As Prime Minister I accept that the fundamental responsibility in this area lies with state governments. It’s not just Barry O’Farrell’s problem, it’s an issue that communities are facing in suburbs and regional centres across Australia.
While, we all want to see the courts absolutely throw the book at people who perpetrate this kind of gratuitous, unprovoked violence, we have to recognise that courts can only act after a crime.
The challenge for officialdom at every level, for the police, for pubs and clubs as well as for parents and young people is to tackle the binge drinking culture and the violent behaviour that is accompanying it. We also have to identify if drugs like steroids are also contributing to this outbreak of violent behaviour. There is enough anecdotal evidence from police and our emergency rooms that what we are seeing is not fuelled by alcohol alone. All too often alcohol is consumed along with other drugs such as ice and other amphetamines.
We need to tackle this issue in a comprehensive and considered way. We don’t need knee-jerk reactions and stunts that give the illusion of action, but don’t make any real, lasting difference.

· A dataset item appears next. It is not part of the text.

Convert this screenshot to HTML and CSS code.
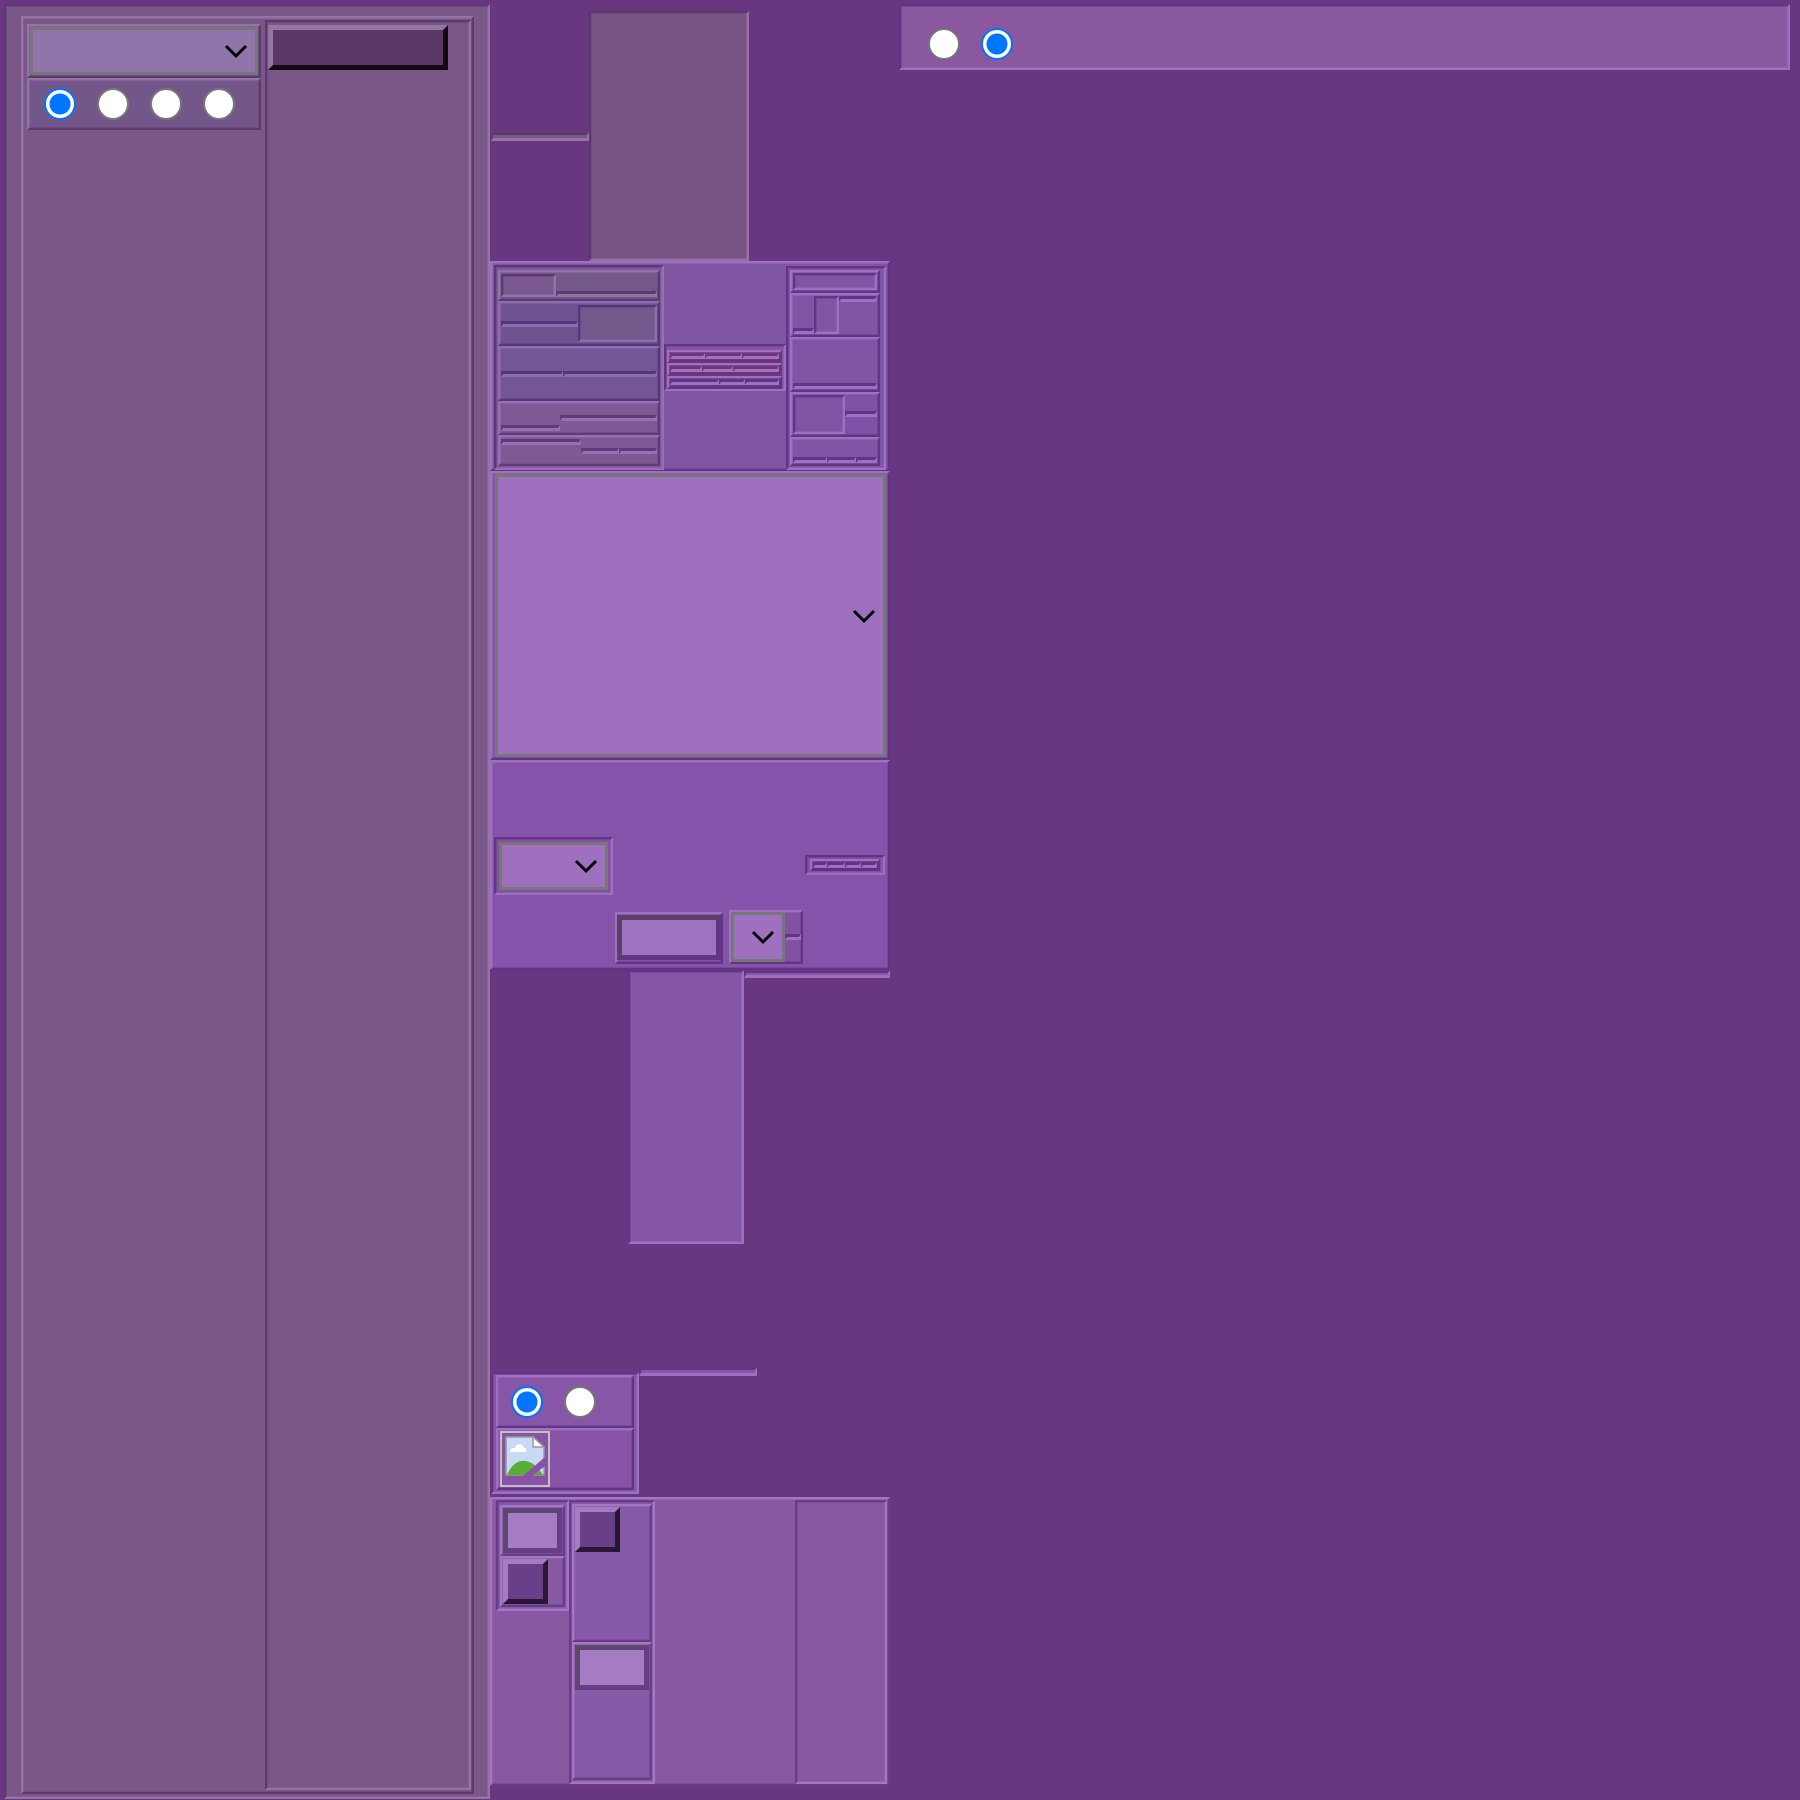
FILE: index.html
```html
<!DOCTYPE html>
<html lang="en">
<head>
<meta charset="utf-8">
<meta name="viewport" content="width=device-width, initial-scale=1">
<link rel="stylesheet" href="styles.css">
</head>
<body>
<main class="page">
  <section class="side in mauve">
    <div class="side-inner out">
      <div class="side-form">
        <div class="cell out"><div class="pick"><select aria-label="Option"></select><svg viewBox="0 0 22 12"><path d="M1 1l10 10L21 1"/></svg></div></div>
        <div class="radios out cool">
          <input type="radio" name="a" aria-label="First" checked><input type="radio" name="a" aria-label="Second"><input type="radio" name="a" aria-label="Third"><input type="radio" name="a" aria-label="Fourth">
        </div>
      </div>
      <div class="side-action in"><button type="button" class="wide" aria-label="Apply"></button></div>
    </div>
  </section>

  <div class="middle">
    <section class="intro mauve"><div class="strip tall"></div><div class="in intro-box"></div></section>

    <section class="tables out">
      <div class="list-left in mauve">
        <div class="row out l1"><div class="in"></div><div class="strip end"></div></div>
        <div class="row out l2"><div class="strip mid"></div><div class="in"></div></div>
        <div class="row out l3"><div class="strip mid"></div><div class="strip mid"></div></div>
        <div class="row out l4"><div class="strip end"></div><div class="strip mid"></div></div>
        <div class="row out l5"><div class="strip"></div><div class="strip mid"></div><div class="strip mid"></div></div>
      </div>
      <div class="list-mid in">
        <div class="row out m1"><div class="strip"></div><div class="strip"></div><div class="strip"></div></div>
        <div class="row out m2"><div class="strip"></div><div class="strip"></div><div class="strip"></div></div>
        <div class="row out m3"><div class="strip"></div><div class="strip"></div><div class="strip"></div></div>
      </div>
      <div class="list-right in">
        <div class="row out r1"><div class="in"></div></div>
        <div class="row out r2"><div class="strip end"></div><div class="in"></div><div class="strip"></div></div>
        <div class="row out r3"><div class="strip end"></div></div>
        <div class="row out r4"><div class="in"></div><div class="strip mid"></div></div>
        <div class="row out r5"><div class="strip end"></div><div class="strip end"></div><div class="strip end"></div></div>
      </div>
    </section>

    <section class="big out"><div class="pick"><select aria-label="Choice"></select><svg viewBox="0 0 22 12"><path d="M1 1l10 10L21 1"/></svg></div></section>

    <section class="controls out">
      <div class="control-a in"><div class="pick"><select aria-label="Kind"></select><svg viewBox="0 0 22 12"><path d="M1 1l10 10L21 1"/></svg></div></div>
      <div class="control-b out"><input type="text" aria-label="Value"></div>
      <div class="control-c out"><div class="pick"><select aria-label="Unit"></select><svg viewBox="0 0 22 12"><path d="M1 1l10 10L21 1"/></svg></div><div class="strip mid"></div></div>
      <div class="control-d in"><div class="row out"><div class="strip"></div><div class="strip"></div><div class="strip"></div><div class="strip"></div></div></div>
    </section>

    <section class="spacer"><div class="in"></div><div class="strip thick"></div></section>

    <section class="media">
      <div class="media-box in">
        <div class="radios out"><input type="radio" name="b" aria-label="On" checked><input type="radio" name="b" aria-label="Off"></div>
        <div class="picture out">
          <div class="frame">
            <svg viewBox="0 0 40 40">
              <path d="M1 1h27l11 10v28H1z" fill="#c8daf5" stroke="#999" stroke-width="1.5"/>
              <path d="M5 16c0-4 3-4 5-4 1-5 8-5 9 0 3 0 3 4 1 4z" fill="#fff"/>
              <path d="M2 39c8-19 24-19 36 0z" fill="#58ad36"/>
              <path d="M28 1v10h11z" fill="#fff" stroke="#999" stroke-width="1.5"/>
              <path d="M18 40L40 21v9L27 40z" fill="#8853a6"/>
            </svg>
          </div>
        </div>
      </div>
      <div class="strip tall"></div>
    </section>

    <section class="footer out">
      <div class="foot-a in">
        <div class="out foot-cell"><input type="text" aria-label="Code"></div>
        <div class="out foot-cell"><button type="button" aria-label="Add"></button></div>
      </div>
      <div class="foot-b in">
        <div class="out"><button type="button" aria-label="Save"></button></div>
        <div class="out"><input type="text" aria-label="Note"></div>
      </div>
      <div class="foot-c in"></div>
    </section>
  </div>

  <section class="right in"><div class="radios"><input type="radio" name="c" aria-label="No"><input type="radio" name="c" aria-label="Yes" checked></div></section>
</main>
</body>
</html>
```
FILE: styles.css
```css
* { box-sizing: border-box; }

body {
  --light: #9d70c2;
  --dark: #613485;
  margin: 0;
  background: #693782;
  font-family: "Liberation Sans", sans-serif;
}

.page {
  display: grid;
  grid-template-columns: minmax(0, 486fr) minmax(0, 400fr) minmax(0, 900fr);
  align-items: start;
  padding: 4px 10px 1px 4px;
}

.mauve { --light: #9673a6; --dark: #5b3b6c; }

/* Bevels: sunken and raised boxes */
.in, .out { border: 2px solid; }
.in {
  border-color: var(--dark) var(--light) var(--light) var(--dark);
  box-shadow: inset 1px 1px rgb(70 30 100 / 20%), inset -1px -1px rgb(190 140 220 / 20%);
}
.out {
  border-color: var(--light) var(--dark) var(--dark) var(--light);
  box-shadow: inset 1px 1px rgb(190 140 220 / 20%), inset -1px -1px rgb(70 30 100 / 20%);
}
.strip {
  height: 6px;
  border: solid;
  border-width: 3px 2px 3px 2px;
  border-color: var(--dark) var(--light) var(--light) var(--dark);
}
.tall { height: 9px; background: #795887; }
.thick { height: 8px; background: #8656a6; }
.mid { align-self: center; }
.end { align-self: end; }

/* Form controls */
select, input, button { display: block; margin: 0; padding: 0; appearance: none; border-radius: 0; }
.pick { position: relative; min-width: 0; }
.pick select { width: 100%; height: 100%; border: 3px solid #777; background: #9f6fc0; }
.pick svg { position: absolute; top: 50%; right: 11px; width: 22px; height: 12px; margin-top: -6px; pointer-events: none; overflow: visible; fill: none; stroke: #000; stroke-width: 3; }
input[type="text"] {
  width: 100%;
  height: 45px;
  border: 5px solid;
  border-color: #5e476f #673d88 #673d88 #5e476f;
  background: #a57bc4;
}
button {
  width: 45px;
  height: 45px;
  border: 5px solid;
  border-color: #a57bc6 #281835 #281835 #a57bc6;
  background: #693f89;
}
.radios { display: flex; align-items: center; gap: 21px; }
input[type="radio"] { flex: none; width: 32px; height: 32px; border: 2px solid #777; border-radius: 50%; background: #fff; }
input[type="radio"]:checked { border-color: #0075ff; background: radial-gradient(circle, #0075ff 10px, #fff 11px); }

/* Left panel */
.side { min-height: 1795px; display: grid; padding: 10px 14px 3px 15px; background: #795887; }
.side-inner { display: grid; grid-template-columns: 236fr 208fr; gap: 4px; padding: 2px 1px 2px 4px; }
.side-inner > .side-action { padding: 3px 1px; }
.side-form { padding-top: 4px; }
.side-form .cell { height: 54px; padding: 1px; }
.side-form .pick { height: 48px; }
.side-form .pick select { background: #9075aa; }
.side-form .radios { height: 52px; padding-left: 15px; background: #73578b; }
.wide { width: 90%; border-color: #9473a5 #140a17 #140a17 #9473a5; background: #593868; }

/* Middle column */
.intro { height: 257px; padding: 7px 0 0 1px; display: grid; grid-template-columns: 98fr 160fr 141fr; align-items: center; }
.intro-box { height: 250px; background: #795585; }

.tables {
  height: 210px;
  padding: 2px;
  display: grid;
  grid-template-columns: 170fr 122fr 100fr;
  align-items: center;
  background: #8055a4;
}
.row { display: grid; padding: 1px; }
.list-left { padding: 3px 2px 2px; }
.list-left .row { padding: 2px 1px; }
.l1 { height: 31px; grid-template-columns: 55fr 101fr; background: #74588c; }
.l1 > .in { background: #7b5890; }
.l2 { height: 45px; grid-template-columns: 78fr 80fr; background: #705290; --light: #8b6db0; --dark: #54377a; }
.l2 > .in { background: #74588c; }
.l3 { height: 55px; grid-template-columns: 62fr 94fr; background: #745595; --light: #8b6db0; --dark: #54377a; }
.l4 { height: 34px; grid-template-columns: 59fr 97fr; background: #7f5896; --light: #976fb3; --dark: #5f3b79; }
.l5 { height: 31px; grid-template-columns: 79fr 38fr 38fr; background: #7e5a95; --light: #976fb3; --dark: #5f3b79; }

.list-mid { padding: 4px 2px 0 1px; }
.list-mid .row { height: 13px; }
.m1 { grid-template-columns: 36fr 37fr 38fr; --light: #a96db9; --dark: #693783; background: #693783; }
.m2 { grid-template-columns: 33fr 32fr 47fr; --light: #a96db9; --dark: #693783; background: #693783; }
.m3 { grid-template-columns: 50fr 26fr 35fr; background: #693783; }

.list-right { padding: 2px 4px 2px 2px; }
.r1 { height: 23px; }
.r2 { height: 44px; grid-template-columns: 21fr 26fr 38fr; }
.r3 { height: 55px; }
.r4 { height: 45px; grid-template-columns: 53fr 32fr; background: #7e50a6; }
.r4 > .in { background: #7f54a2; }
.r5 { height: 29px; grid-template-columns: 34fr 30fr 21fr; }

.big { height: 289px; padding: 1px 2px 1px 3px; background: #8653aa; }
.big .pick { height: 283px; }

.controls {
  height: 210px;
  padding: 0 3px 4px 2px;
  display: grid;
  grid-template-columns: 119fr 112fr 80fr 80fr;
  align-items: end;
  background: #8653aa;
}
.controls > * { background: #8251a2; }
.control-a { height: 58px; margin-bottom: 69px; padding: 3px; }
.control-a .pick { height: 48px; }
.control-b { height: 52px; margin: 0 2px; padding: 1px 0 0; }
.control-b input[type="text"] { border-color: #5b4069 #613484 #613484 #5b4069; background: #9d72bf; }
.control-c { height: 54px; margin: 0 2px 0 4px; display: grid; grid-template-columns: 55fr 16fr; }
.control-c .pick { height: 50px; }
.control-d { height: 20px; margin-bottom: 89px; padding: 2px 3px; }
.control-d .row { height: 12px; grid-template-columns: 15fr 19fr 16fr 17fr; background: #613485; }

.spacer { height: 397px; display: grid; grid-template-columns: 138fr 116fr 146fr; align-items: start; }
.spacer .in { grid-column: 2; height: 274px; background: #8656a6; }

.media { height: 130px; padding: 0 0 0 1px; display: grid; grid-template-columns: 148fr 118fr 133fr; align-items: start; }
.media-box { height: 122px; margin-top: 5px; padding: 1px 3px 2px; background: #8756a6; }
.media .radios { height: 53px; padding-left: 13px; }
.media .tall { background: #8756a6; }
.picture { height: 62px; padding: 1px 2px; background: #8853a6; }
.frame { width: 50px; height: 56px; padding: 3px; border: 2px solid #c0c0c0; }
.frame svg { display: block; width: 40px; height: 40px; }

.footer {
  height: 289px;
  padding: 1px 1px 0 4px;
  display: grid;
  grid-template-columns: 73fr 86fr 140fr 92fr;
  align-items: start;
  background: #8958a3;
  --light: #a476c4;
  --dark: #693c87;
}
.foot-a { height: 111px; padding: 3px 2px; background: #855ba8; }
.foot-cell { height: 51px; padding: 1px; background: #8958a3; }
.foot-b { height: 284px; padding: 2px 1px; background: #855ba8; }
.foot-b > .out { height: 138px; padding: 1px; }
.foot-c { grid-column: 4; height: 284px; }

/* Right panel */
.right { height: 66px; margin-left: 9px; padding: 22px 27px 0; background: #89589f; }
```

Where possible, we need community solutions between police, local government, pubs and clubs and residents. Some communities have already demonstrated that progress can be made and many pubs, clubs and alcohol providers have discovered it is better to solve a problem and be part of the solution, than have a solution imposed on them.
We have to approach this in a way that actually makes our streets safer. That means we have to resist the idea that one single action will change everything; that one group is responsible for this problem or that one politician has the answer or is the cause of the problem. While this is not an easy area, with much control in the hands of state and local governments, the Commonwealth stands ready to work with the states, parents and communities to tackle this scourge.
Alcohol has and always will be part of life in our country – and most countries in the world. Our challenge as a people is to ensure that we get the balance right again. Few of us can say we have been perfect when it comes to alcohol in our lives – but that doesn’t mean that we shouldn’t as individuals and as a society work harder at tackling dangerous behaviour and keeping our communities safer. After all, alcohol should be about adding to our celebrations rather than detracting from them.